Rien ne permet, a priori, de distinguer une héroïne plus ou moins blanche sans FNP d’une héroïne coupée aux FNP. Et personne ne sait si, où et quand les FNP aborderont l’Europe. C’est pourquoi les usagers d’héroïne, en particulier les injecteurs, doivent être prudents. Et la prudence, en l’occurrence, signifie : commencer par une petite quantité à l’occasion de chaque nouvel achat. Il faut « goûter ». Et éviter de shooter seul. Trop d’usagers sont morts de l’autre côtéde l’Atlantique et qui ne demandaient qu’à vivre(5).

Il faut aussi obtenir des autorités que, devant une telle menace, la distribution large de naloxone (antidote des opiacés, sous forme de spray nasal) devienne une ardente obligation. Même si la naloxone marche, hélas, moins bien avec les FNP les plus puissants.

Il n’y a pas que les « guerriers de la drogue » (drug warriors) pour crier au loup! Khalid Tinasti, secrétaire exécutif de la Global Commission on Drug Policy, un lobby qui lutte contre la « prohibition punitive » et appelle à des politiques fondées sur la réduction des risques et
les droits de l’Homme, met en garde contre les FNP(6).
Prévenir les usagers de cette menace est bien le « job »des activistes que nous sommes.

Aux États-Unis, et pour des raisons qui restent obscures, la Food and Drug Administration (FDA) s’est tardivement emparée de la question alors que la Drug Enforcement Administration (DEA), la bête noire des partisans d’une réforme des politiques de drogues, tentait, d’ailleurs sans succès, de calmer l’appétit vorace des labos qui vendaient de l’oxycodone, des fentanyls,
de l’oxymorphone et de l’hydromorphone à la pelle. Incroyable paradoxe!

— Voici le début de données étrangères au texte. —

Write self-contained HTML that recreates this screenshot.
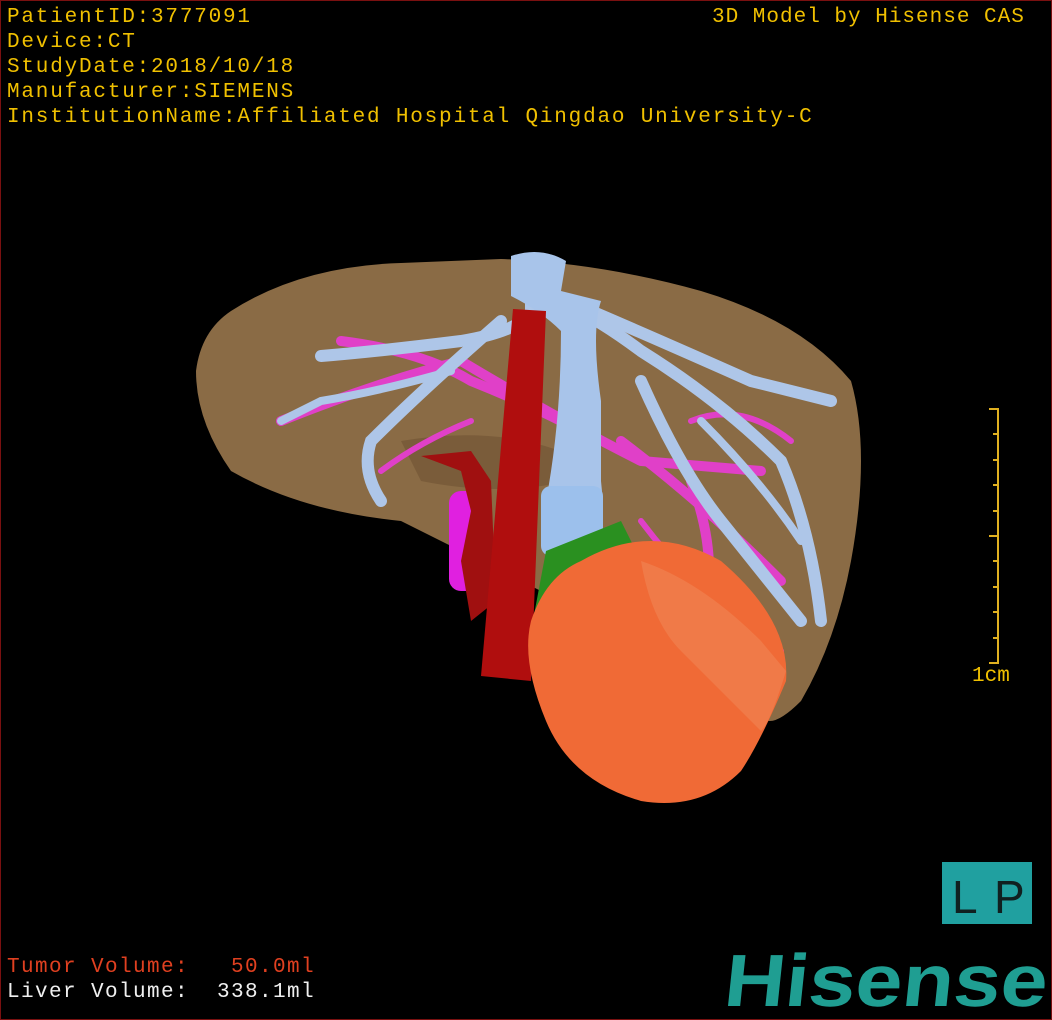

Je comprends donc trop bien pourquoi cette crise historique, à fronts renversés, déstabilise notre prêt-à-penser antiprohibitionniste. Ainsi, après des décennies de « morphinophobie », pour reprendre le mot de Zoé Dubus(7), après qu’on ait enfin pris en charge la douleur et développé, à cause de la menace du sida, les traitements de substitution, il faudrait, de nouveau adhérer à des peurs d’un autre siècle et… hurler avec les loups!

Rien n’est plus difficile que de « penser l’évènement »,pour parler comme Hannah Arendt. Mais les fentanyls du marché clandestin, dans la rue ou sur le Net, sont précisément un évènement de grande ampleur qui nous oblige à dépasser nos solides certitudes. Les usagers de
drogues ont trois ennemis: les préjugés, la cupidité et l’ignorance.

Bertrand Lebeau

(1). « Fentanyl in the US heroin supply: a rapidly changing risk environment », International Journal of Drug Policy, 46 (2017) p. 107-111.
(2). « Morbidity and mortality in the 21st century », Anne Case et Angus Deaton, Brookings papers on Economic Activity, spring 2017.
(3). « Mandatory Opioid Training for Doctors isn’t Necessary », Carl Hart, New York Times, 28 mai 2016, et Fabrice Olivet dans ce numéro d’Asud-Journal.
(4). « Today’s fentanyl crisis: Prohibition’s Iron Law revisited », Leo Beletsky et Corey S. Davis, International Journal of Drug Policy, 46 (2017), p. 156-159.
(5). Raffi Ballian, activiste canadien, membre d’INPUD, l’association internationale des usagers de drogues, est décédé à la suite d’une surdose d’héroïne coupée au fentanyl, le 16 février 2017 à Vancouver, malgré une parfaite connaissance des risques liés à la présence de fentaniloïdes dans l’héroïne vendue au Canada (Ndlr).
(6). Le Monde du 30 novembre 2017.
(7). Zoé Dubus est doctorante en histoire et travaille à l’université Aix-Marseille.